Three reviews of Netflix shows that you probably should not watch. They seem appropriate to deal with as a unit, given their similarities with 1) being in German, 2) having unlikeable characters, and 3) intrigue based on technobabble.
Biohackers is pretty awful, I only soldiered through it for German practice. It’s supposed to be a thriller around a girl with a mysterious past, who enters the university to study bioinformatics but has a secret agenda. Every character is unlikeable, people keep betraying or pretending to betray each other, and everything they do with the bioinformatics hook is just absurd (amatereurs doing gene manipulation miracles in their home lab, the most unbelievable introductory university courses you can imagine, a vapid biohacker influencer storyline, etc).
At least it’s short, at two seasons of six episodes each.
How to sell drugs online (fast) is even worse, I couldn’t stomach more than one season of this tripe even as language training. It’s basically “what if Breaking Bad, but the main character was a high school student with no skills”. The main character is unlikeable beyond belief, the creators totally seemed to have missed that Breaking Bad worked because the audience was fooled into rooting for Walter White to start with, and then boiled like a frog. Here you’d not spit on the main character if they were on fire.
Everything about the drug enterprise is incredibly stupid. The ascent from selling a handful of pills to a drug kingpin is really fast, completely unjustified, and with opsec that’d get the guy arrested in a month. (Of course, like in Breaking Bad, a family member is the cop.)

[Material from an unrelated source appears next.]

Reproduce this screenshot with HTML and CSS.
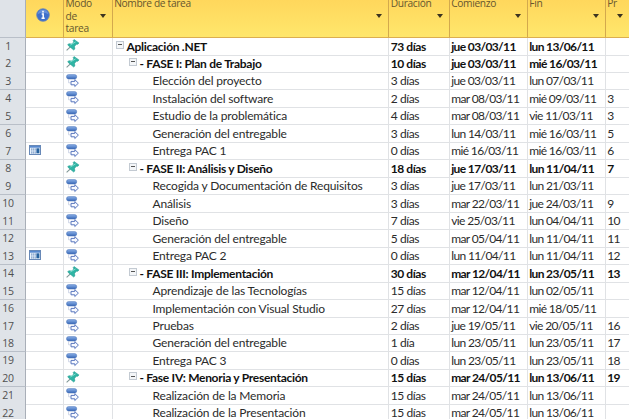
FILE: index.html
```
<!DOCTYPE html>
<html lang="es">
<head>
  <meta charset="UTF-8" />
  <title>Aplicación .NET - Tareas</title>
  <link rel="stylesheet" href="styles.css">
</head>
<body>

  <svg width="0" height="0" class="defs">
    <linearGradient id="blue" x1="0" y1="0" x2="0" y2="1">
      <stop offset="0" stop-color="#8db2ea"/>
      <stop offset="1" stop-color="#3767b5"/>
    </linearGradient>
    <symbol id="pin" viewBox="0 0 14 14">
      <path d="M0.6 11.4L4.6 7.6" stroke="#7d9594" stroke-width="1.1"/>
      <path d="M8 0.6L12.9 3.9L11.9 5.2L10.3 5.2L8.5 7.4L8.8 10L7.7 11L1.7 6L2.7 4.8L5.6 5L7.9 3L7.2 1.6Z" fill="#2fb5a5" stroke="#239b91" stroke-width=".6"/>
      <path d="M4.3 6L9.6 2.9" stroke="#83ddd0" stroke-width="1"/>
    </symbol>
    <symbol id="auto" viewBox="0 0 14 14">
      <rect x=".6" y=".7" width="10" height="4.2" rx="1.8" fill="url(#blue)" stroke="#4b76bd" stroke-width=".7"/>
      <path d="M2.6 5V8.8H4.5" fill="none" stroke="#c3cce0" stroke-width=".8"/>
      <path d="M5 7.4H8.8V5.6L12.4 9.1L8.8 12.5V10.8H5Z" fill="#f8faff" stroke="#5876be" stroke-width="1"/>
    </symbol>
    <symbol id="cal" viewBox="0 0 12 10">
      <rect x=".5" y=".5" width="11" height="9" fill="#e9f2fb" stroke="#6788b7"/>
      <rect x="1" y="1" width="10" height="1.7" fill="#5789cf"/>
      <path d="M2 4.2H7M2 6H7M2 7.8H7" stroke="#7898c5" stroke-width="1.2" stroke-dasharray="1.3 .5"/>
      <rect x="7.4" y="3.3" width="3" height="5" fill="#27629f"/>
    </symbol>
  </svg>

  <div class="sheet">
    <div class="row header">
      <div class="num"></div>
      <div class="info">
        <svg width="14" height="14" viewBox="0 0 14 14">
          <circle cx="7" cy="7" r="6.3" fill="#3f70cb" stroke="#6985b5" stroke-width=".8"/>
          <path d="M1.6 6.2A5.5 5.5 0 0 1 12.4 6.2Q7 3.5 1.6 6.2Z" fill="#6690da"/>
          <path d="M7 2.8V4.4M5.7 6H7.2V10M5.5 10.2H8.7" fill="none" stroke="#fff" stroke-width="1.5"/>
        </svg>
      </div>
      <div class="mode"><span>Modo<br>de<br>tarea</span><i class="arrow"></i></div>
      <div class="name"><span>Nombre de tarea</span><i class="arrow"></i></div>
      <div><span>Duración</span><i class="arrow"></i></div>
      <div><span>Comienzo</span><i class="arrow"></i></div>
      <div><span>Fin</span><i class="arrow"></i></div>
      <div><span>Pr</span><i class="arrow"></i></div>
    </div>

    <div class="row bold"><div class="num">1</div><div class="info"></div><div class="mode"><svg class="icon"><use href="#pin"/></svg></div><div class="name l0"><i class="toggle"></i><span>Aplicación .NET</span></div><div class="dur">73 días</div><div>jue 03/03/11</div><div>lun 13/06/11</div><div></div></div>
    <div class="row bold"><div class="num">2</div><div class="info"></div><div class="mode"><svg class="icon"><use href="#pin"/></svg></div><div class="name l1"><i class="toggle"></i><span>- FASE I: Plan de Trabajo</span></div><div class="dur">10 días</div><div>jue 03/03/11</div><div>mié 16/03/11</div><div></div></div>
    <div class="row"><div class="num">3</div><div class="info"></div><div class="mode"><svg class="icon"><use href="#auto"/></svg></div><div class="name l2">Elección del proyecto</div><div class="dur">3 días</div><div>jue 03/03/11</div><div>lun 07/03/11</div><div></div></div>
    <div class="row"><div class="num">4</div><div class="info"></div><div class="mode"><svg class="icon"><use href="#auto"/></svg></div><div class="name l2">Instalación del software</div><div class="dur">2 días</div><div>mar 08/03/11</div><div>mié 09/03/11</div><div>3</div></div>
    <div class="row"><div class="num">5</div><div class="info"></div><div class="mode"><svg class="icon"><use href="#auto"/></svg></div><div class="name l2">Estudio de la problemática</div><div class="dur">4 días</div><div>mar 08/03/11</div><div>vie 11/03/11</div><div>3</div></div>
    <div class="row"><div class="num">6</div><div class="info"></div><div class="mode"><svg class="icon"><use href="#auto"/></svg></div><div class="name l2">Generación del entregable</div><div class="dur">3 días</div><div>lun 14/03/11</div><div>mié 16/03/11</div><div>5</div></div>
    <div class="row"><div class="num">7</div><div class="info"><svg class="cal"><use href="#cal"/></svg></div><div class="mode"><svg class="icon"><use href="#auto"/></svg></div><div class="name l2">Entrega PAC 1</div><div class="dur">0 días</div><div>mié 16/03/11</div><div>mié 16/03/11</div><div>6</div></div>
    <div class="row bold"><div class="num">8</div><div class="info"></div><div class="mode"><svg class="icon"><use href="#pin"/></svg></div><div class="name l1"><i class="toggle"></i><span>- FASE II: Análisis y Diseño</span></div><div class="dur">18 días</div><div>jue 17/03/11</div><div>lun 11/04/11</div><div>7</div></div>
    <div class="row"><div class="num">9</div><div class="info"></div><div class="mode"><svg class="icon"><use href="#auto"/></svg></div><div class="name l2">Recogida y Documentación de Requisitos</div><div class="dur">3 días</div><div>jue 17/03/11</div><div>lun 21/03/11</div><div></div></div>
    <div class="row"><div class="num">10</div><div class="info"></div><div class="mode"><svg class="icon"><use href="#auto"/></svg></div><div class="name l2">Análisis</div><div class="dur">3 días</div><div>mar 22/03/11</div><div>jue 24/03/11</div><div>9</div></div>
    <div class="row"><div class="num">11</div><div class="info"></div><div class="mode"><svg class="icon"><use href="#auto"/></svg></div><div class="name l2">Diseño</div><div class="dur">7 días</div><div>vie 25/03/11</div><div>lun 04/04/11</div><div>10</div></div>
    <div class="row"><div class="num">12</div><div class="info"></div><div class="mode"><svg class="icon"><use href="#auto"/></svg></div><div class="name l2">Generación del entregable</div><div class="dur">5 días</div><div>mar 05/04/11</div><div>lun 11/04/11</div><div>11</div></div>
    <div class="row"><div class="num">13</div><div class="info"><svg class="cal"><use href="#cal"/></svg></div><div class="mode"><svg class="icon"><use href="#auto"/></svg></div><div class="name l2">Entrega PAC 2</div><div class="dur">0 días</div><div>lun 11/04/11</div><div>lun 11/04/11</div><div>12</div></div>
    <div class="row bold"><div class="num">14</div><div class="info"></div><div class="mode"><svg class="icon"><use href="#pin"/></svg></div><div class="name l1"><i class="toggle"></i><span>- FASE III: Implementación</span></div><div class="dur">30 días</div><div>mar 12/04/11</div><div>lun 23/05/11</div><div>13</div></div>
    <div class="row"><div class="num">15</div><div class="info"></div><div class="mode"><svg class="icon"><use href="#auto"/></svg></div><div class="name l2">Aprendizaje de las Tecnologías</div><div class="dur">15 días</div><div>mar 12/04/11</div><div>lun 02/05/11</div><div></div></div>
    <div class="row"><div class="num">16</div><div class="info"></div><div class="mode"><svg class="icon"><use href="#auto"/></svg></div><div class="name l2">Implementación con Visual Studio</div><div class="dur">27 días</div><div>mar 12/04/11</div><div>mié 18/05/11</div><div></div></div>
    <div class="row"><div class="num">17</div><div class="info"></div><div class="mode"><svg class="icon"><use href="#auto"/></svg></div><div class="name l2">Pruebas</div><div class="dur">2 días</div><div>jue 19/05/11</div><div>vie 20/05/11</div><div>16</div></div>
    <div class="row"><div class="num">18</div><div class="info"></div><div class="mode"><svg class="icon"><use href="#auto"/></svg></div><div class="name l2">Generación del entregable</div><div class="dur">1 día</div><div>lun 23/05/11</div><div>lun 23/05/11</div><div>17</div></div>
    <div class="row"><div class="num">19</div><div class="info"></div><div class="mode"><svg class="icon"><use href="#auto"/></svg></div><div class="name l2">Entrega PAC 3</div><div class="dur">0 días</div><div>lun 23/05/11</div><div>lun 23/05/11</div><div>18</div></div>
    <div class="row bold"><div class="num">20</div><div class="info"></div><div class="mode"><svg class="icon"><use href="#pin"/></svg></div><div class="name l1"><i class="toggle"></i><span>- Fase IV: Menoria y Presentación</span></div><div class="dur">15 días</div><div>mar 24/05/11</div><div>lun 13/06/11</div><div>19</div></div>
    <div class="row"><div class="num">21</div><div class="info"></div><div class="mode"><svg class="icon"><use href="#auto"/></svg></div><div class="name l2">Realización de la Memoria</div><div class="dur">15 días</div><div>mar 24/05/11</div><div>lun 13/06/11</div><div></div></div>
    <div class="row"><div class="num">22</div><div class="info"></div><div class="mode"><svg class="icon"><use href="#auto"/></svg></div><div class="name l2">Realización de la Presentación</div><div class="dur">15 días</div><div>mar 24/05/11</div><div>lun 13/06/11</div><div></div></div>
  </div>

</body>
</html>
```
FILE: styles.css
```
* {
  box-sizing: border-box;
}
body {
  margin: 0;
  height: 419px;
  overflow: hidden;
  background: #fff;
  color: #2b2b2b;
  font-family: Lato, "Liberation Sans", sans-serif;
  font-size: 12px;
}
.defs {
  display: block;
}
.sheet {
  width: 629px;
}
.row {
  display: grid;
  grid-template-columns: 26px 37.5px 49px 276.5px 60.5px 78px 78px 23.5px;
  height: 17.476px;
}
.row > div {
  display: flex;
  align-items: center;
  padding-top: 1px;
  padding-left: 1.7px;
  border-right: 1px solid #e0e2e5;
  border-bottom: 1px solid #e0e2e5;
  white-space: nowrap;
  line-height: 16px;
  letter-spacing: -0.63px;
}
.row > div:last-child {
  border-right: none;
}
.row > .num {
  padding: 0 9px 0 0;
  justify-content: center;
  background: #dfe3e8;
  border-right: 1px solid #a9afb8;
  border-bottom: 1px solid #b9bfc8;
  color: #505050;
  font-family: "Open Sans", sans-serif;
  font-size: 10.5px;
  letter-spacing: -0.3px;
}
.row > .name {
  letter-spacing: -0.16px;
}
.row > .dur {
  letter-spacing: -0.42px;
}
.bold {
  color: #111;
  font-weight: bold;
}
.bold > .name {
  letter-spacing: -0.28px;
}
.bold .num {
  font-weight: normal;
}

/* header */
.header {
  height: 37.5px;
}
.row.header > div {
  position: relative;
  align-items: flex-start;
  padding-top: 0;
  background: linear-gradient(#ffd75c, #ffe76c);
  border-right: 1px solid #d3a94d;
  border-bottom: 1px solid #dcae50;
  color: #66562f;
  font-family: "Open Sans", sans-serif;
  font-size: 10.2px;
  line-height: 12.5px;
  letter-spacing: -0.32px;
}
.row.header > .num {
  background: #dfe3e8;
  border-right-color: #a9afb8;
  border-bottom-color: #b9bfc8;
}
.row.header > div:last-child {
  border-right: none;
}
.header span {
  margin-top: -3px;
}
.row.header > .info {
  align-items: center;
  justify-content: center;
  padding: 0 2px 6px 0;
}
.arrow {
  position: absolute;
  right: 6px;
  top: 14px;
  border: 3px solid transparent;
  border-top: 4px solid #3d3420;
  border-bottom: none;
}

/* cells */
.row > .mode {
  padding-top: 0;
  padding-left: 2px;
}
.icon {
  width: 14px;
  height: 14px;
}
.cal {
  width: 12px;
  height: 10px;
  margin: 0 0 3px 1px;
}
.row > .l0 {
  padding-left: 3px;
}
.row > .l1 {
  padding-left: 16px;
}
.row > .l2 {
  padding-left: 40px;
}
.toggle {
  width: 8px;
  height: 8px;
  margin: 0 3px 4px 0;
  border: 1px solid #c3cad2;
  background: linear-gradient(#555, #555) center / 4px 1px no-repeat #f4f6f8;
}
```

The Billion Dollar Code should have worked for me. It’s a startup story combined with an authentically grimy feeling early '90s Berlin, which is the second sexiest possible setting for any piece of media (after late '80s cold war Berlin). And unlike the other two, here the performances were solid and believable, and the technobabble actually made sense thanks to this being based on a real story.
Where the show runs into problems is that the show is telling a story of naive hacker heroes in the euro-periphery whose work gets exploited by evil Silicon Valley big tech. In reality the guys were scumbag patent trolls. They wrote a program, got a patent for something that should not have been patented, and then did nothing with the program or the patent for a decade until they found some fat pockets to shake down. The show tries to make them look sympathetic by compressing the timeline to something more like two years, but that just doesn’t work; the implication ends up being that Google Earth was released in 1995, and the cognitive dissonance is too much. It’s just clear that there’s a decade long timeskip and that if they were going to do anything more than an art installation, it would have happened.
(And then looking under the hood of the real story, it turns out that basically everything else around this theme was fabricated too. E.g. it was the Germans who sent a patent shakedown letter to Google, when the show claims that the contact was the other way around and Google was going around small companies asking for prices on their patents for some kind of a “hahaa, you stated a small number and now you’ll never be able to recover damages” catch-22. )
I think I would have liked this if they’d just used a fictional big tech co, and it would have been easier to pretend that the timeline worked. And the main charaters would infact have been heroes, rather than scum. But I realize this is a very “me” problem, others might not react that badly to the inconsistency or patent trolls.